Why data curation can make or break large language models

This audio is auto-generated. Please let us know if you have feedback.

Editor’s note: The following is a guest post from Noah Pruzek, head of technology services, engineering at Thomson Reuters.

Did you know pumpkins are taxed differently if they’re being used to decorate your house for Halloween, fill your pie at Thanksgiving or flavor your latte? Little details like that, found all over global tax codes and legal systems, are subtleties that can throw AI-powered research tools for a loop if they are not trained on the right datasets.

Programming that level of detail into AI is not as simple as setting a mass market large language model loose on the tax code. It requires a level of data curation and data stewardship that few businesses have even thought about, let alone implemented.

Before an AI-powered tax research tool can pinpoint the right tax for the right product in the right context, it must first be able to ingest a wide assortment of local tax codes, guidance from standards boards, regulatory filings, legal interpretations and more.

To get that largely unstructured and constantly changing data to the place where it can be codified, processed and updated in real-time, it must go through a rigorous architecture process.

Specialization is key

Too often, companies test-driving new generative AI solutions that rely on generic LLMs can’t get the level of nuance and deep domain expertise needed to parse things like context-based taxes on pumpkins, complex legal precedent, or hyperlocal compliance requirements.

While publicly available LLMs like GPT-4, Llama and Mistral are amazing resources for quickly scouring publicly available datasets and returning detailed insights, they don’t come out of the box fine-tuned for professional-grade work.

That’s why Gartner recently projected a major evolution away from general purpose LLMs over the next several years. In fact, they predict that some 50% of the generative AI models that enterprises use will be specific to either their industry or business function by 2027. That’s up from just 1% in 2023.

To truly understand the difference between general purpose LLMs and more specialized business solutions, it’s important to look more closely at the data inputs that make outputs possible – and the rigorous engineering work that goes into making data usable.

To produce an accurate search result or summarization of key issues in the U.S. tax code, for example, AI tools need to draw upon thousands of unique sources.

This includes documents from across the courts system, federal tax code documents, local and hyperlocal tax codes as well as analysis and guidance from legal scholars and news coverage to name a few – all of which is changing all the time.

And that’s just the data acquisition phase.

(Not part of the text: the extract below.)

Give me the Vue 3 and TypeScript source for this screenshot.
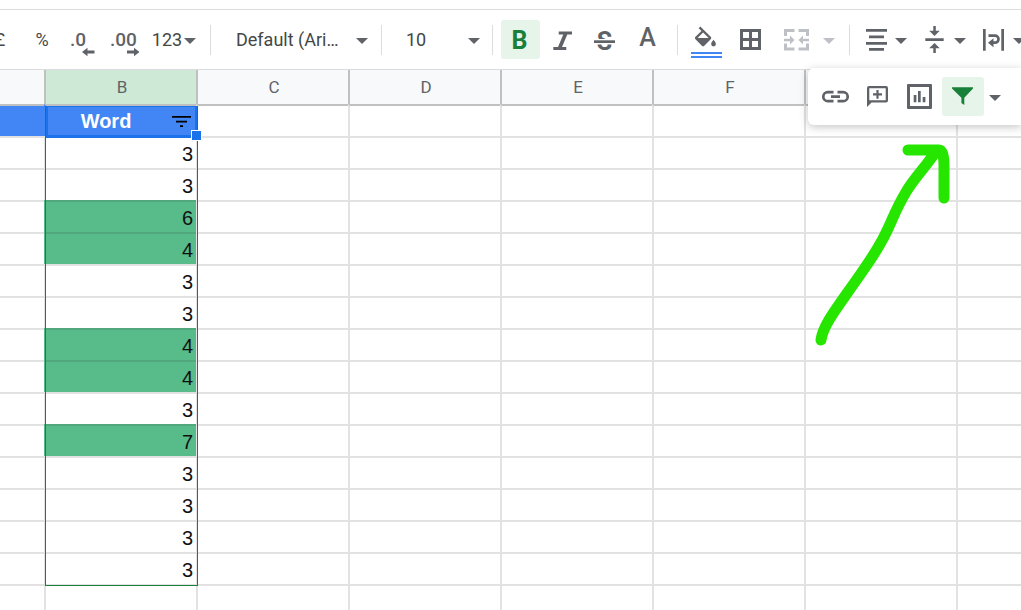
<script setup lang="ts">
import { ref } from 'vue'

interface Row {
  value: string
  marked: boolean
}

const columns: string[] = ['B', 'C', 'D', 'E', 'F', 'G', 'H']
const emptyColumns: string[] = columns.slice(1)
const values: number[] = [3, 3, 6, 4, 3, 3, 4, 4, 3, 7, 3, 3, 3, 3]
const rows: Row[] = values.map((n) => ({ value: String(n), marked: n > 3 }))

const fontFamily = ref('default')
const fontSize = ref('10')
const filterOn = ref(true)
</script>

<template>
  <div class="app">
    <div class="toolbar" role="toolbar" aria-label="Formatting">
      <button type="button" class="tool first">£</button>
      <button type="button" class="tool percent">%</button>
      <button type="button" class="tool decimal-less" aria-label="Decrease decimal places">
        <svg width="40" height="39" viewBox="64 20 40 39">
          <text x="70" y="46" class="digits">.0</text>
          <path d="M82 52l5.500-4.300v2.800h7v3h-7v2.800z" />
        </svg>
      </button>
      <button type="button" class="tool decimal-more" aria-label="Increase decimal places">
        <svg width="44" height="39" viewBox="104 20 44 39">
          <text x="110" y="46" class="digits">.00</text>
          <path d="M139.500 52l-5.500-4.300v2.800h-7v3h7v2.800z" />
        </svg>
      </button>
      <button type="button" class="tool formats">
        <span>123</span>
        <svg class="caret" width="12" height="6" viewBox="0 0 12 6"><path d="M0 0h12L6 6z" /></svg>
      </button>
      <span class="rule"></span>
      <label class="picker family">
        <select v-model="fontFamily" aria-label="Font">
          <option value="default">Default (Ari…</option>
        </select>
        <svg class="caret" width="12" height="6" viewBox="0 0 12 6"><path d="M0 0h12L6 6z" /></svg>
      </label>
      <span class="rule"></span>
      <label class="picker size">
        <select v-model="fontSize" aria-label="Font size">
          <option value="10">10</option>
        </select>
        <svg class="caret" width="12" height="6" viewBox="0 0 12 6"><path d="M0 0h12L6 6z" /></svg>
      </label>
      <span class="rule"></span>
      <div class="styles">
        <button type="button" class="tool square active" aria-label="Bold" aria-pressed="true">
          <svg width="39" height="39" viewBox="501 20 39 39"><text x="511.500" y="49" class="bold">B</text></svg>
        </button>
        <button type="button" class="tool square" aria-label="Italic">
          <svg width="39" height="39" viewBox="543 20 39 39">
            <path d="M558.700 31.500h13.300v3h-13.300zM553.300 47h13v3h-13zM563.500 34h4l-5.700 13.500h-4z" />
          </svg>
        </button>
        <button type="button" class="tool square" aria-label="Strikethrough">
          <svg width="39" height="39" viewBox="585 20 39 39">
            <text x="604.500" y="50" class="bold" text-anchor="middle">S</text>
            <path class="paper" d="M594 39h21v5.500h-21z" />
            <path d="M594 40.300h21V43h-21z" />
          </svg>
        </button>
        <button type="button" class="tool square" aria-label="Text color">
          <svg width="39" height="39" viewBox="627 20 39 39">
            <text x="647.500" y="46" class="medium" text-anchor="middle">A</text>
          </svg>
        </button>
      </div>
      <span class="rule"></span>
      <button type="button" class="tool fill" aria-label="Fill color">
        <svg width="42" height="39" viewBox="685 20 42 39">
          <path
            transform="translate(691.500 26.500) scale(1.160)"
            d="M16.560 8.940L7.620 0 6.210 1.410l2.380 2.380-5.150 5.150c-.59.59-.59 1.540 0 2.120l5.500 5.500c.29.29.68.44 1.060.44s.77-.15 1.060-.44l5.500-5.500c.59-.58.59-1.530 0-2.120zM5.210 10L10 5.210 14.790 10H5.210zM19 11.500s-2 2.170-2 3.500c0 1.100.9 2 2 2s2-.9 2-2c0-1.330-2-3.500-2-3.500z"
          />
          <path class="blue" d="M691 52h31v2h-31zM691 56h31v2h-31z" />
        </svg>
      </button>
      <button type="button" class="tool borders" aria-label="Borders">
        <svg width="42" height="39" viewBox="730 20 42 39">
          <path d="M740 29h21v21h-21zM743 32v6h6v-6zM752 32v6h6v-6zM743 41v6h6v-6zM752 41v6h6v-6z" fill-rule="evenodd" />
        </svg>
      </button>
      <button type="button" class="tool merge" aria-label="Merge cells" disabled>
        <svg width="40" height="39" viewBox="776 20 40 39">
          <path
            d="M784 29h10.500v3H787v4h-3zM809 29h-10.500v3h7.500v4h3zM784 50.500h10.500v-3H787v-4h-3zM809 50.500h-10.500v-3h7.500v-4h3zM784 38.700h6V35.500l4.500 4.500-4.500 4.500v-3.200h-6zM809 38.700h-6V35.500l-4.500 4.500 4.500 4.500v-3.200h6z"
          />
        </svg>
        <svg class="caret" width="12" height="6" viewBox="0 0 12 6"><path d="M0 0h12L6 6z" /></svg>
      </button>
      <span class="rule"></span>
      <button type="button" class="tool align" aria-label="Horizontal align">
        <svg width="42" height="39" viewBox="855 20 42 39">
          <path d="M866 29h21v2.700h-21zM869 35.500h15v2.700h-15zM866 42h21v2.700h-21zM869 48h15v2.700h-15z" />
        </svg>
        <svg class="caret" width="12" height="6" viewBox="0 0 12 6"><path d="M0 0h12L6 6z" /></svg>
      </button>
      <button type="button" class="tool align" aria-label="Vertical align">
        <svg width="42" height="39" viewBox="914 20 42 39">
          <path
            d="M925.300 38.300h18.400V41h-18.400zM933.300 26h2.500v4.700h4l-5.300 5.300-5.300-5.300h4.100zM933.300 53h2.500v-4.700h4l-5.300-5.300-5.300 5.300h4.100z"
          />
        </svg>
        <svg class="caret" width="12" height="6" viewBox="0 0 12 6"><path d="M0 0h12L6 6z" /></svg>
      </button>
      <button type="button" class="tool align" aria-label="Text wrapping">
        <svg width="42" height="39" viewBox="973 20 42 39">
          <path d="M983 29h2.700v21.700H983zM1001.300 29h2.700v21.700h-2.700zM993.500 38.200v9l-5.500-4.500z" />
          <path class="line" d="M988.500 35.700h6.500a3.500 3.500 0 0 1 0 7h-3" />
        </svg>
        <svg class="caret" width="12" height="6" viewBox="0 0 12 6"><path d="M0 0h12L6 6z" /></svg>
      </button>
    </div>

    <div class="overflow-menu" role="toolbar" aria-label="More tools">
      <button type="button" class="tool link" aria-label="Insert link">
        <svg width="40" height="39" viewBox="816 77 40 39">
          <path
            class="line"
            d="M833.500 92.200h-5.700a4.500 4.500 0 0 0 0 9h5.700M837.500 92.200h5.700a4.500 4.500 0 0 1 0 9h-5.700M831 96.700h9"
          />
        </svg>
      </button>
      <button type="button" class="tool note" aria-label="Insert comment">
        <svg width="42" height="39" viewBox="856 77 42 39">
          <path
            fill-rule="evenodd"
            d="M869 86h17q2 0 2 2v12.500q0 2-2 2h-14.500L867 107V88q0-2 2-2zM869.300 88.300v12h16.400v-12z"
          />
          <path d="M876.400 90h2.200v3.300h3.400v2.200h-3.400v3.300h-2.200v-3.300H873v-2.200h3.400z" />
        </svg>
      </button>
      <button type="button" class="tool note" aria-label="Insert chart">
        <svg width="42" height="39" viewBox="898 77 42 39">
          <path
            fill-rule="evenodd"
            d="M908 84h23q1 0 1 1v23q0 1-1 1h-23q-1 0-1-1V85q0-1 1-1zM910 87v19h19V87z"
          />
          <path d="M913.700 95h2.700v7.300h-2.700zM918 91h2.700v11.300H918zM922.700 97h2.700v5.300h-2.700z" />
        </svg>
      </button>
      <button
        type="button"
        class="tool filter"
        :class="{ active: filterOn }"
        :aria-pressed="filterOn"
        aria-label="Filter"
        @click="filterOn = !filterOn"
      >
        <svg width="42" height="39" viewBox="942 77 42 39">
          <path d="M952 87.300h21v1.200l-8.700 9.300v7.200l-2.900-2v-5.200L952 88.500z" />
        </svg>
      </button>
      <button type="button" class="tool views" aria-label="Filter views">
        <svg class="caret" width="12" height="6" viewBox="0 0 12 6"><path d="M0 0h12L6 6z" /></svg>
      </button>
    </div>

    <div class="sheet">
      <table>
        <colgroup>
          <col class="col-a" />
          <col v-for="c in columns.slice(0, 6)" :key="c" class="col" />
          <col />
        </colgroup>
        <thead>
          <tr>
            <th scope="col" aria-label="A"></th>
            <th v-for="(c, i) in columns" :key="c" scope="col" :class="{ current: c === 'B' }">
              <template v-if="i < 5">{{ c }}</template>
            </th>
          </tr>
        </thead>
        <tbody>
          <tr class="titles">
            <td class="title"></td>
            <td class="title">
              <div class="title-cell">
                <span>Word</span>
                <button type="button" aria-label="Filter Word">
                  <svg width="19" height="11" viewBox="0 0 19 11">
                    <path d="M0 0h19v1.700H0zM4 4.700h11v1.700H4zM8 9.300h3V11H8z" />
                  </svg>
                </button>
              </div>
            </td>
            <td v-for="c in emptyColumns" :key="c"></td>
          </tr>
          <tr v-for="(row, i) in rows" :key="i">
            <td></td>
            <td :class="{ marked: row.marked }">{{ row.value }}</td>
            <td v-for="c in emptyColumns" :key="c"></td>
          </tr>
          <tr>
            <td></td>
            <td></td>
            <td v-for="c in emptyColumns" :key="c"></td>
          </tr>
        </tbody>
      </table>
      <div class="filter-range"></div>
      <div class="selection"></div>
      <div class="handle"></div>
      <svg class="drawn-arrow" width="160" height="225" viewBox="800 130 160 225">
        <path
          d="M821 340C823 324 840 304 862 272C893 228 888 222 906 192C914 178 925 168 937 150M908 150H938Q944 149 944 166V198"
        />
      </svg>
    </div>
  </div>
</template>

<style>
body {
  margin: 0;
}
</style>

<style scoped>
.app {
  position: relative;
  height: 100vh;
  overflow: hidden;
  background: #fff;
  color: #5f6368;
  font-family: Roboto, 'Liberation Sans', sans-serif;
}

.toolbar {
  display: flex;
  align-items: center;
  margin-top: 9px;
  height: 59px;
  overflow: hidden;
  border-top: 1px solid #dadce0;
  border-bottom: 1px solid #dadce0;
}

.app::before {
  content: '';
  display: table;
}

.tool {
  display: flex;
  flex: none;
  align-items: center;
  justify-content: center;
  height: 39px;
  padding: 0;
  border: 0;
  border-radius: 3px;
  background: none;
  color: #5f6368;
  font: 400 18px/21px Roboto, 'Liberation Sans', sans-serif;
}

svg {
  display: block;
  flex: none;
  fill: currentColor;
}

.caret {
  margin-top: 3px;
}

.line {
  fill: none;
  stroke: currentColor;
  stroke-width: 2.700;
}

.paper {
  fill: #fff;
}

.blue {
  fill: #4285f4;
}

.digits {
  font-size: 19px;
  font-weight: 500;
}

.bold {
  font-size: 25px;
  font-weight: 700;
}

.medium {
  font-size: 25px;
  font-weight: 500;
}

.first {
  width: 40px;
  margin-left: -20px;
  color: #444746;
}

.percent {
  width: 44px;
  color: #444746;
}

.formats {
  width: 54px;
  gap: 2px;
  padding-right: 2px;
  box-sizing: border-box;
  color: #444746;
}

.formats .caret,
.picker .caret {
  color: #5f6368;
}

.rule {
  flex: none;
  width: 1px;
  height: 30px;
  background: #dadce0;
}

.formats + .rule {
  margin-left: 8px;
}

.picker {
  display: flex;
  flex: none;
  box-sizing: border-box;
  align-items: center;
  height: 39px;
}

.picker select {
  flex: 1;
  min-width: 0;
  padding: 0;
  border: 0;
  appearance: none;
  background: none;
  color: #444746;
  font: 400 18px/21px Roboto, 'Liberation Sans', sans-serif;
}

.family {
  width: 170px;
  padding: 0 13px 0 25px;
}

.size {
  width: 110px;
  padding: 0 12px 0 24px;
}

.styles {
  display: flex;
  gap: 3px;
  padding: 0 11px 0 8px;
}

.square {
  width: 39px;
}

.active {
  background: #e6f4ea;
  color: #188038;
}

.fill {
  width: 42px;
  margin-left: 7px;
}

.borders {
  width: 42px;
  margin-left: 3px;
}

.merge {
  gap: 7px;
  margin: 0 14px 0 4px;
  color: #bdc1c6;
}

.align {
  justify-content: flex-start;
  width: 59px;
}

.rule + .align {
  margin-left: 5px;
}

.align .caret {
  margin-left: -2px;
}

.overflow-menu {
  position: absolute;
  z-index: 2;
  top: 68px;
  right: 0;
  display: flex;
  padding: 9px 15px 9px 8px;
  border-radius: 6px 0 0 6px;
  background: #fff;
  box-shadow: 0 2px 9px rgba(60, 64, 67, 0.3);
}

.link {
  width: 40px;
}

.note {
  width: 42px;
}

.filter {
  width: 42px;
  margin-left: 2px;
}

.views {
  width: 22px;
}

.sheet {
  position: relative;
}

table {
  width: 100%;
  table-layout: fixed;
  border-spacing: 0;
}

.col-a {
  width: 44px;
}

.col {
  width: 152px;
}

th,
td {
  box-sizing: border-box;
  padding: 0;
  border-left: 2px solid #e2e2e2;
}

th:first-child,
td:first-child {
  border-left: 0;
}

th {
  height: 34px;
  padding-left: 2px;
  border-color: #c0c0c0;
  background: #f8f9fa;
  font-size: 17px;
  font-weight: 400;
}

th.current {
  background: #ceead6;
}

td {
  height: 32px;
  padding: 0 3px 2px 0;
  border-top: 2px solid #e2e2e2;
  color: #111;
  font: 400 20px/24px 'Liberation Sans', Arial, sans-serif;
  text-align: right;
  vertical-align: bottom;
}

.titles td {
  border-top-color: #c0c0c0;
}

td.title {
  padding: 0;
  border-left-color: #4285f4;
  background: #4285f4;
}

td.marked {
  border-top-color: #50a87c;
  border-left-color: #57bb8a;
  background: #57bb8a;
}

.title-cell {
  display: flex;
  align-items: center;
  height: 30px;
  color: #fff;
  font-weight: 700;
}

.title-cell span {
  flex: 1;
  padding-right: 2px;
  text-align: center;
}

.title-cell button {
  width: 28px;
  padding: 0 5px 0 4px;
  border: 0;
  background: none;
  color: #000;
}

.filter-range,
.selection,
.handle,
.drawn-arrow {
  position: absolute;
  box-sizing: border-box;
  pointer-events: none;
}

.filter-range {
  top: 36px;
  left: 45px;
  width: 153px;
  height: 480px;
  border: 1px solid #188038;
  border-top: 0;
}

.selection {
  top: 36px;
  left: 46px;
  width: 151px;
  height: 32px;
  border: solid #1a73e8;
  border-width: 1px 2px 3px;
}

.handle {
  top: 60px;
  left: 191px;
  width: 11px;
  height: 11px;
  border: 1px solid #fff;
  background: #1a73e8;
}

.drawn-arrow {
  top: 60px;
  left: 800px;
}

.drawn-arrow path {
  fill: none;
  stroke: #26e600;
  stroke-width: 11;
  stroke-linecap: round;
  stroke-linejoin: round;
}
</style>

To make that data useful, it needs to be integrated, standardized and organized from a ragtag assortment of unstructured PDFs, spreadsheets, policy memos, head notes, scans, video, audio and countless other formats into a data architecture that can be ingested by an LLM.

The human factor

Getting that raw data to a place where it can be used to power a generative AI solution requires two fundamental steps that are not typically a part of the development process for mass market LLMs.

The first is called grounding — the process through which an LLM is augmented with use-case specific information that is not part of the embedded core knowledge of the LLM. The most popular technique for doing this is called retrieval augmented generation, or RAG.

This step is akin to the knowledge leap a person makes when they go from a college degree to graduating law school. Developers must have all of the specialized data and the domain expertise to organize it in such a way that the eventual outputs will be useful to end-user professionals.

Then comes the second critical component to developing professional-grade LLMs: human experts. No amount of computing power or innovation will ever replace human subject matter experts, who are central to creating industry-specific LLMs.

The future of generative AI

One of the first major headlines that launched the generative AI revolution two years ago was ChatGPT passing the bar exam. Ever since, there has been a slightly over-simplified view of generative AI as an all-powerful technology capable of disintermediating human expertise.

In fact, the underlying technology that made it possible for AI to excel in a structured environment like a standardized test is a massive breakthrough that will change the way we think about technology forever. But it was just the foundation.

Before generative AI can be reliably trusted for unstructured professional tasks, the underlying data that goes into models – and the manner in which that data is curated and engineered – will define the future of AI.

Developers who can get to the highest degree of specialization in their model development processes will be those that set the standard for professional-grade AI.